What you are asked to do
Reproduce every record below exactly as written, leaving out any pictures.

+-------+

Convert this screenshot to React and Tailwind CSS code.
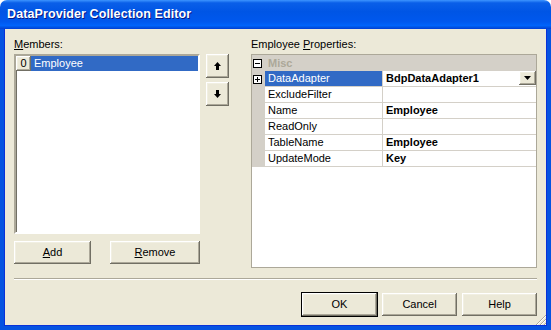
import React from "react";

const raised =
  "bg-[#ece9d8] shadow-[inset_-1px_-1px_#716f64,inset_1px_1px_#ffffff,inset_-2px_-2px_#aca899,inset_2px_2px_#f1efe2]";

function Button({ children, className = "", isDefault = false }) {
  return (
    <div
      className={`flex items-center justify-center text-[11px] text-black ${raised} ${
        isDefault ? "outline outline-1 outline-black -outline-offset-0" : ""
      } ${className}`}
    >
      {children}
    </div>
  );
}

function Arrow({ up }) {
  return (
    <svg width="7" height="8" viewBox="0 0 7 8" className={up ? "" : "rotate-180"}>
      <path d="M3.5 0 L7 4 L5 4 L5 8 L2 8 L2 4 L0 4 Z" fill="#000" />
    </svg>
  );
}

function Box({ plus }) {
  return (
    <div className="w-[9px] h-[9px] border border-black bg-white relative">
      <div className="absolute left-[1px] top-[3px] w-[5px] h-[1px] bg-black" />
      {plus && <div className="absolute left-[3px] top-[1px] w-[1px] h-[5px] bg-black" />}
    </div>
  );
}

const props = [
  { name: "DataAdapter", value: "BdpDataAdapter1", selected: true, expand: true, drop: true },
  { name: "ExcludeFilter", value: "" },
  { name: "Name", value: "Employee" },
  { name: "ReadOnly", value: "" },
  { name: "TableName", value: "Employee" },
  { name: "UpdateMode", value: "Key" },
];

export default function App() {
  return (
    <div
      className="w-[551px] h-[330px] flex flex-col bg-white"
      style={{ fontFamily: '"Liberation Sans", Arial, sans-serif' }}
    >
      {/* Title bar */}
      <div className="h-[29px] shrink-0 rounded-t-[7px] flex items-center pl-[7px] bg-[linear-gradient(180deg,#3d95ff_0%,#0a5fe8_10%,#0055e5_40%,#0058ee_75%,#0064fb_88%,#0050e0_95%,#003dd7_100%)]">
        <span className="text-white font-bold text-[12.5px] tracking-[0.1px] [text-shadow:1px_1px_#0a1883]">
          DataProvider Collection Editor
        </span>
      </div>

      {/* Client area */}
      <div className="flex-1 relative bg-[#ece9d8] border-l-4 border-r-4 border-b-4 border-[#0553e1] shadow-[inset_1px_0_#0831d9,inset_-1px_0_#0831d9,inset_0_-1px_#0831d9] flex flex-col px-[10px]">
        <div className="flex pt-[9px]">
          {/* Members column */}
          <div className="w-[186px] flex flex-col">
            <div className="h-[13px] leading-[13px] text-[11px] text-black">
              <u>M</u>embers:
            </div>
            <div className="mt-[3px] h-[180px] bg-white border-2 border-t-[#aca899] border-l-[#aca899] border-b-white border-r-white shadow-[inset_1px_1px_#716f64]">
              <div className="flex h-[15px] bg-[#316ac5] items-center">
                <div className={`w-[15px] h-[15px] flex items-center justify-center text-[11px] ${raised}`}>0</div>
                <span className="ml-[3px] text-[11px] text-white">Employee</span>
              </div>
            </div>
            <div className="flex justify-between mt-[7px]">
              <Button className="w-[77px] h-[23px]">
                <u>A</u>dd
              </Button>
              <Button className="w-[90px] h-[23px]">
                <u>R</u>emove
              </Button>
            </div>
          </div>

          {/* Up / down */}
          <div className="ml-[6px] pt-[16px] flex flex-col gap-[4px]">
            <Button className="w-[23px] h-[24px]">
              <Arrow up />
            </Button>
            <Button className="w-[23px] h-[24px]">
              <Arrow />
            </Button>
          </div>

          {/* Properties */}
          <div className="ml-[22px] flex-1 flex flex-col">
            <div className="h-[13px] leading-[13px] text-[11px] text-black">
              Employee <u>P</u>roperties:
            </div>
            <div className="mt-[3px] h-[214px] bg-white border border-[#aca899] flex flex-col">
              <div className="h-[16px] bg-[#d4d0c8] flex items-center">
                <div className="w-[13px] pl-[1px]">
                  <Box />
                </div>
                <span className="ml-[3px] text-[11px] font-bold text-[#aca899]">Misc</span>
              </div>
              {props.map((p) => (
                <div key={p.name} className="h-[16px] flex">
                  <div className="w-[13px] bg-[#d4d0c8] flex items-center pl-[1px]">
                    {p.expand && <Box plus />}
                  </div>
                  <div
                    className={`w-[118px] border-b border-r border-[#d4d0c8] pl-[3px] text-[11px] leading-[15px] ${
                      p.selected ? "bg-[#316ac5] text-white" : "text-black"
                    }`}
                  >
                    {p.name}
                  </div>
                  <div className="flex-1 border-b border-[#d4d0c8] pl-[3px] text-[11px] font-bold leading-[15px] text-black flex justify-between">
                    <span>{p.value}</span>
                    {p.drop && (
                      <div className={`w-[17px] h-[14px] flex items-center justify-center ${raised}`}>
                        <svg width="7" height="4" viewBox="0 0 7 4">
                          <path d="M0 0 H7 L3.5 4 Z" fill="#000" />
                        </svg>
                      </div>
                    )}
                  </div>
                </div>
              ))}
            </div>
          </div>
        </div>

        {/* Separator */}
        <div className="mt-[10px] h-[2px] border-t border-[#aca899] border-b border-b-white" />

        {/* Dialog buttons */}
        <div className="mt-[13px] flex justify-end gap-[5px]">
          <Button className="w-[75px] h-[23px]" isDefault>
            OK
          </Button>
          <Button className="w-[75px] h-[23px]">Cancel</Button>
          <Button className="w-[75px] h-[23px]">Help</Button>
        </div>

        {/* Size grip */}
        <svg width="12" height="12" viewBox="0 0 12 12" className="absolute right-0 bottom-0">
          <path d="M11 1 L1 11 M11 5 L5 11 M11 9 L9 11" stroke="#aca899" strokeWidth="1" />
          <path d="M11 2 L2 11 M11 6 L6 11 M11 10 L10 11" stroke="#ffffff" strokeWidth="1" />
        </svg>
      </div>
    </div>
  );
}
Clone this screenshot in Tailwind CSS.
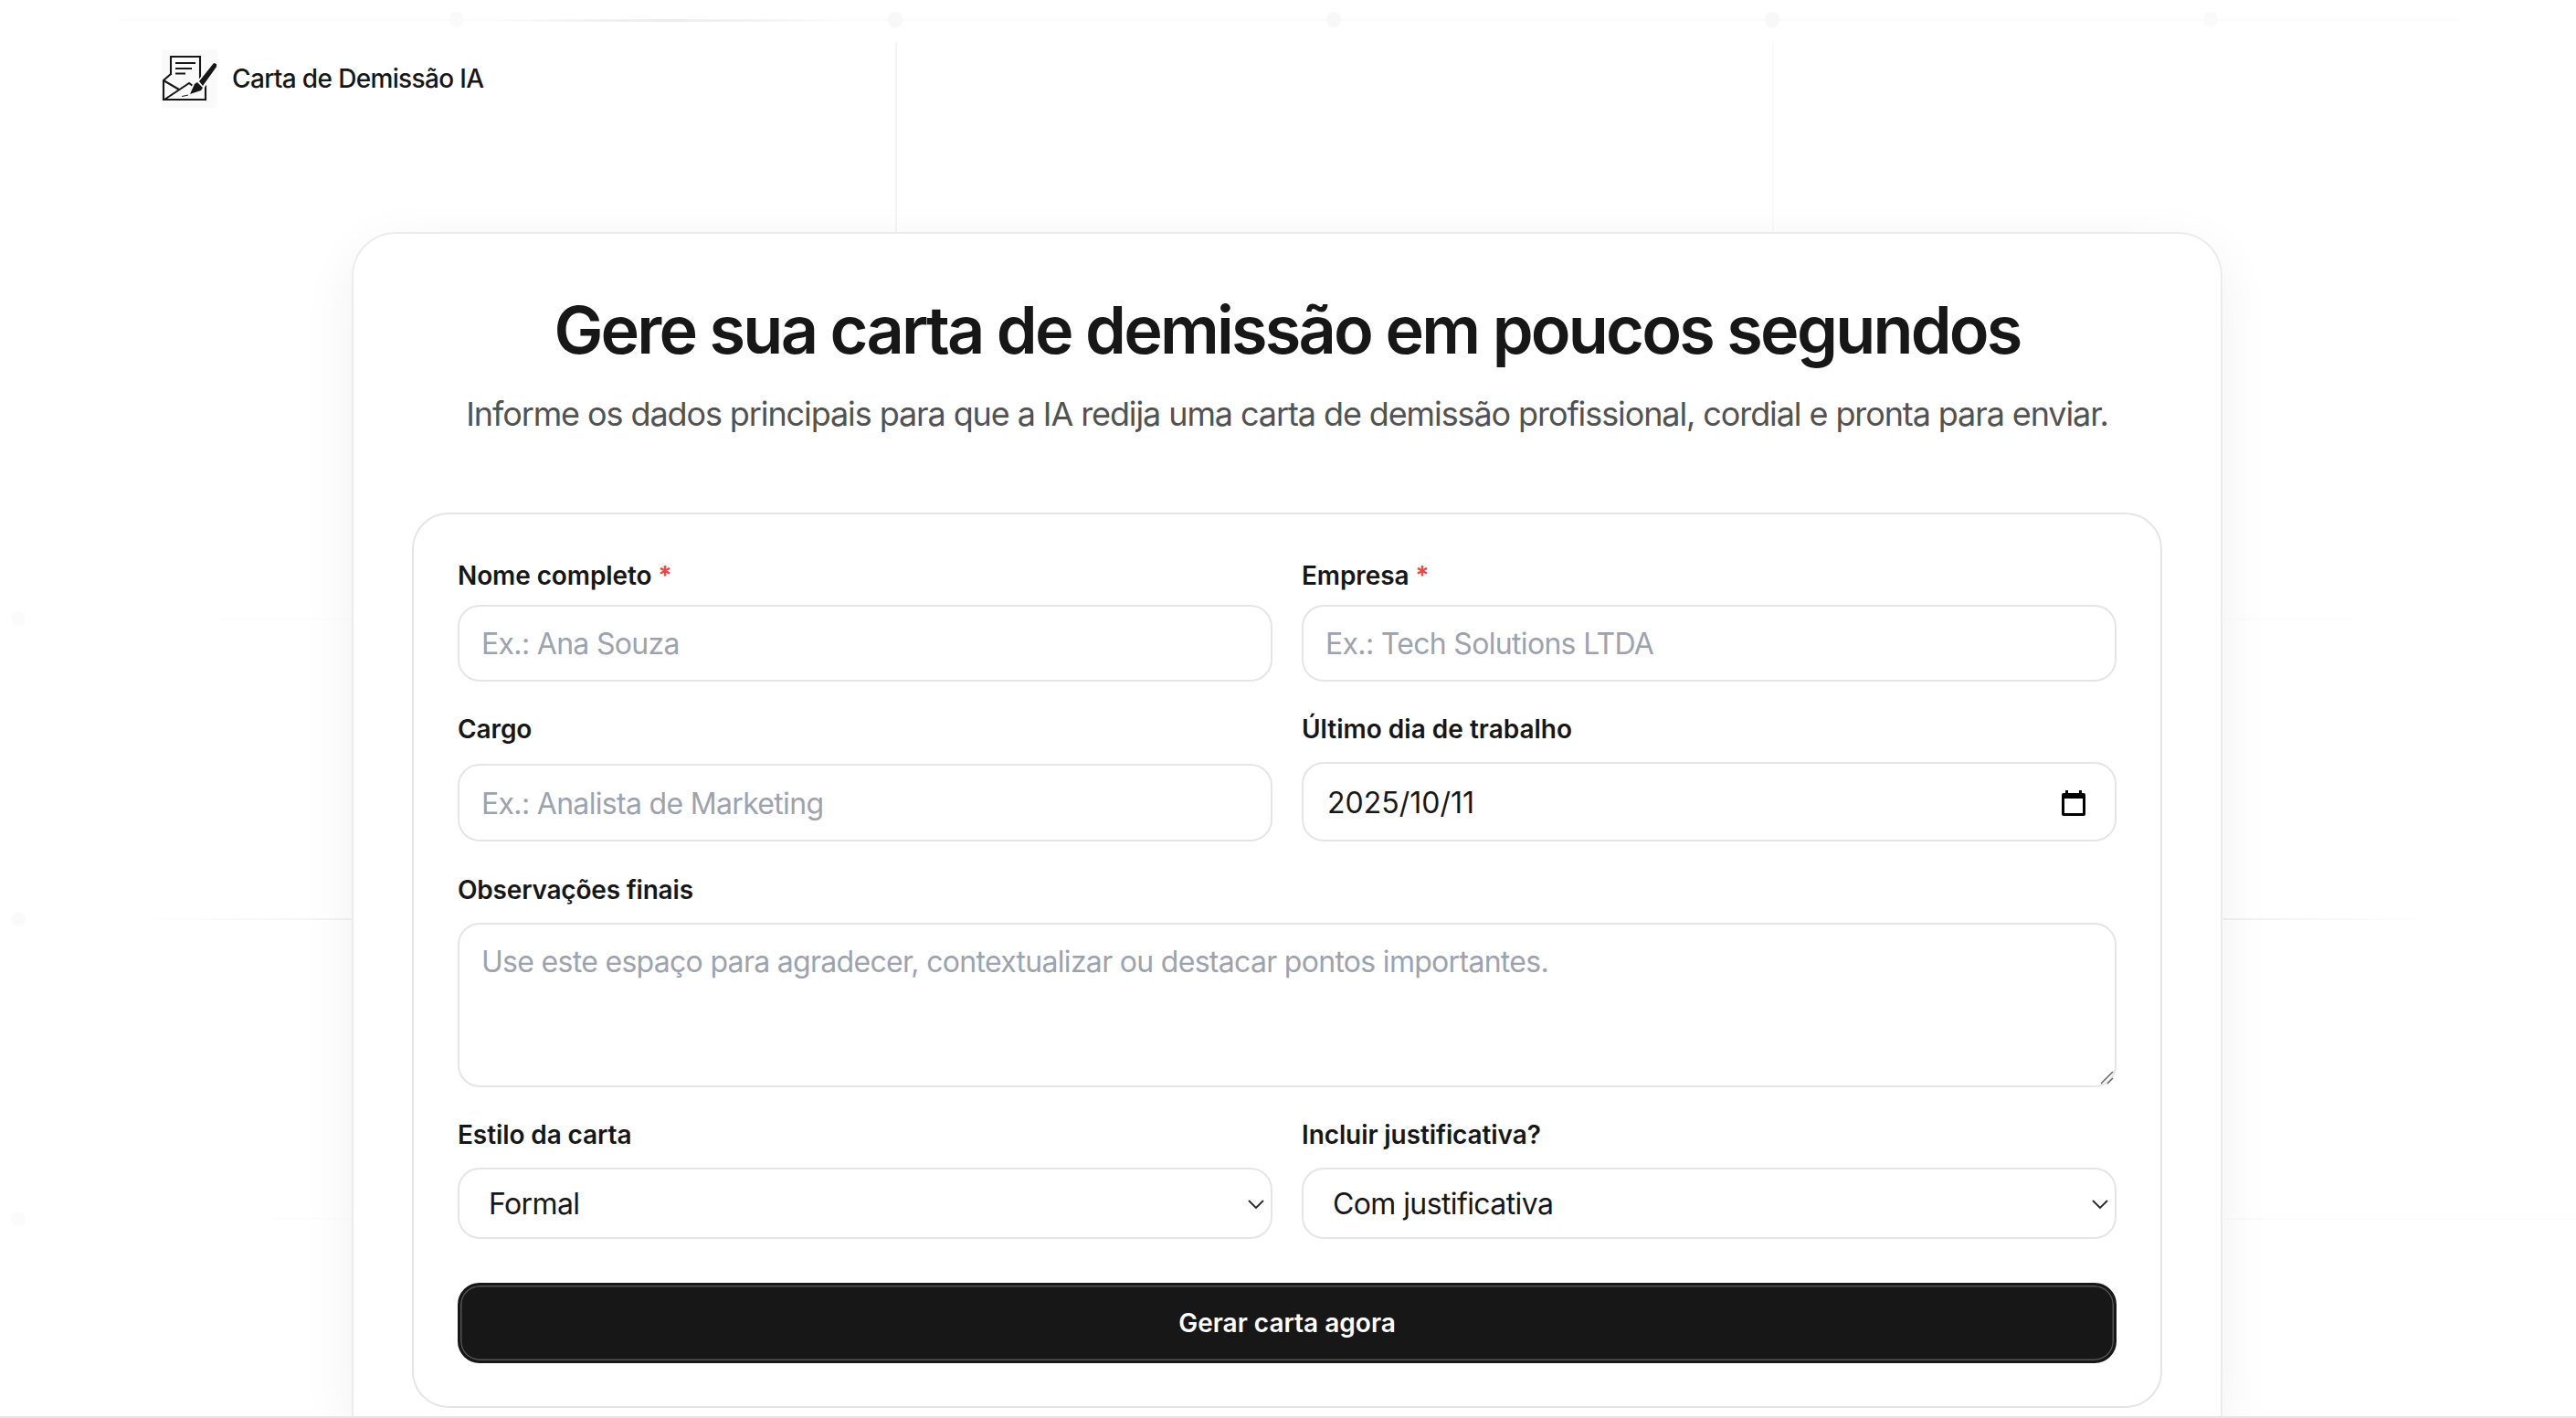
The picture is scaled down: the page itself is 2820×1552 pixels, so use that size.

+-------+

Exercise answer
Convert this screenshot to React and Tailwind CSS code.
import React from "react";

const raised =
  "bg-[#ece9d8] shadow-[inset_-1px_-1px_#716f64,inset_1px_1px_#ffffff,inset_-2px_-2px_#aca899,inset_2px_2px_#f1efe2]";

function Button({ children, className = "", isDefault = false }) {
  return (
    <div
      className={`flex items-center justify-center text-[11px] text-black ${raised} ${
        isDefault ? "outline outline-1 outline-black -outline-offset-0" : ""
      } ${className}`}
    >
      {children}
    </div>
  );
}

function Arrow({ up }) {
  return (
    <svg width="7" height="8" viewBox="0 0 7 8" className={up ? "" : "rotate-180"}>
      <path d="M3.5 0 L7 4 L5 4 L5 8 L2 8 L2 4 L0 4 Z" fill="#000" />
    </svg>
  );
}

function Box({ plus }) {
  return (
    <div className="w-[9px] h-[9px] border border-black bg-white relative">
      <div className="absolute left-[1px] top-[3px] w-[5px] h-[1px] bg-black" />
      {plus && <div className="absolute left-[3px] top-[1px] w-[1px] h-[5px] bg-black" />}
    </div>
  );
}

const props = [
  { name: "DataAdapter", value: "BdpDataAdapter1", selected: true, expand: true, drop: true },
  { name: "ExcludeFilter", value: "" },
  { name: "Name", value: "Employee" },
  { name: "ReadOnly", value: "" },
  { name: "TableName", value: "Employee" },
  { name: "UpdateMode", value: "Key" },
];

export default function App() {
  return (
    <div
      className="w-[551px] h-[330px] flex flex-col bg-white"
      style={{ fontFamily: '"Liberation Sans", Arial, sans-serif' }}
    >
      {/* Title bar */}
      <div className="h-[29px] shrink-0 rounded-t-[7px] flex items-center pl-[7px] bg-[linear-gradient(180deg,#3d95ff_0%,#0a5fe8_10%,#0055e5_40%,#0058ee_75%,#0064fb_88%,#0050e0_95%,#003dd7_100%)]">
        <span className="text-white font-bold text-[12.5px] tracking-[0.1px] [text-shadow:1px_1px_#0a1883]">
          DataProvider Collection Editor
        </span>
      </div>

      {/* Client area */}
      <div className="flex-1 relative bg-[#ece9d8] border-l-4 border-r-4 border-b-4 border-[#0553e1] shadow-[inset_1px_0_#0831d9,inset_-1px_0_#0831d9,inset_0_-1px_#0831d9] flex flex-col px-[10px]">
        <div className="flex pt-[9px]">
          {/* Members column */}
          <div className="w-[186px] flex flex-col">
            <div className="h-[13px] leading-[13px] text-[11px] text-black">
              <u>M</u>embers:
            </div>
            <div className="mt-[3px] h-[180px] bg-white border-2 border-t-[#aca899] border-l-[#aca899] border-b-white border-r-white shadow-[inset_1px_1px_#716f64]">
              <div className="flex h-[15px] bg-[#316ac5] items-center">
                <div className={`w-[15px] h-[15px] flex items-center justify-center text-[11px] ${raised}`}>0</div>
                <span className="ml-[3px] text-[11px] text-white">Employee</span>
              </div>
            </div>
            <div className="flex justify-between mt-[7px]">
              <Button className="w-[77px] h-[23px]">
                <u>A</u>dd
              </Button>
              <Button className="w-[90px] h-[23px]">
                <u>R</u>emove
              </Button>
            </div>
          </div>

          {/* Up / down */}
          <div className="ml-[6px] pt-[16px] flex flex-col gap-[4px]">
            <Button className="w-[23px] h-[24px]">
              <Arrow up />
            </Button>
            <Button className="w-[23px] h-[24px]">
              <Arrow />
            </Button>
          </div>

          {/* Properties */}
          <div className="ml-[22px] flex-1 flex flex-col">
            <div className="h-[13px] leading-[13px] text-[11px] text-black">
              Employee <u>P</u>roperties:
            </div>
            <div className="mt-[3px] h-[214px] bg-white border border-[#aca899] flex flex-col">
              <div className="h-[16px] bg-[#d4d0c8] flex items-center">
                <div className="w-[13px] pl-[1px]">
                  <Box />
                </div>
                <span className="ml-[3px] text-[11px] font-bold text-[#aca899]">Misc</span>
              </div>
              {props.map((p) => (
                <div key={p.name} className="h-[16px] flex">
                  <div className="w-[13px] bg-[#d4d0c8] flex items-center pl-[1px]">
                    {p.expand && <Box plus />}
                  </div>
                  <div
                    className={`w-[118px] border-b border-r border-[#d4d0c8] pl-[3px] text-[11px] leading-[15px] ${
                      p.selected ? "bg-[#316ac5] text-white" : "text-black"
                    }`}
                  >
                    {p.name}
                  </div>
                  <div className="flex-1 border-b border-[#d4d0c8] pl-[3px] text-[11px] font-bold leading-[15px] text-black flex justify-between">
                    <span>{p.value}</span>
                    {p.drop && (
                      <div className={`w-[17px] h-[14px] flex items-center justify-center ${raised}`}>
                        <svg width="7" height="4" viewBox="0 0 7 4">
                          <path d="M0 0 H7 L3.5 4 Z" fill="#000" />
                        </svg>
                      </div>
                    )}
                  </div>
                </div>
              ))}
            </div>
          </div>
        </div>

        {/* Separator */}
        <div className="mt-[10px] h-[2px] border-t border-[#aca899] border-b border-b-white" />

        {/* Dialog buttons */}
        <div className="mt-[13px] flex justify-end gap-[5px]">
          <Button className="w-[75px] h-[23px]" isDefault>
            OK
          </Button>
          <Button className="w-[75px] h-[23px]">Cancel</Button>
          <Button className="w-[75px] h-[23px]">Help</Button>
        </div>

        {/* Size grip */}
        <svg width="12" height="12" viewBox="0 0 12 12" className="absolute right-0 bottom-0">
          <path d="M11 1 L1 11 M11 5 L5 11 M11 9 L9 11" stroke="#aca899" strokeWidth="1" />
          <path d="M11 2 L2 11 M11 6 L6 11 M11 10 L10 11" stroke="#ffffff" strokeWidth="1" />
        </svg>
      </div>
    </div>
  );
}
Clone this screenshot in Tailwind CSS.
The picture is scaled down: the page itself is 2820×1552 pixels, so use that size.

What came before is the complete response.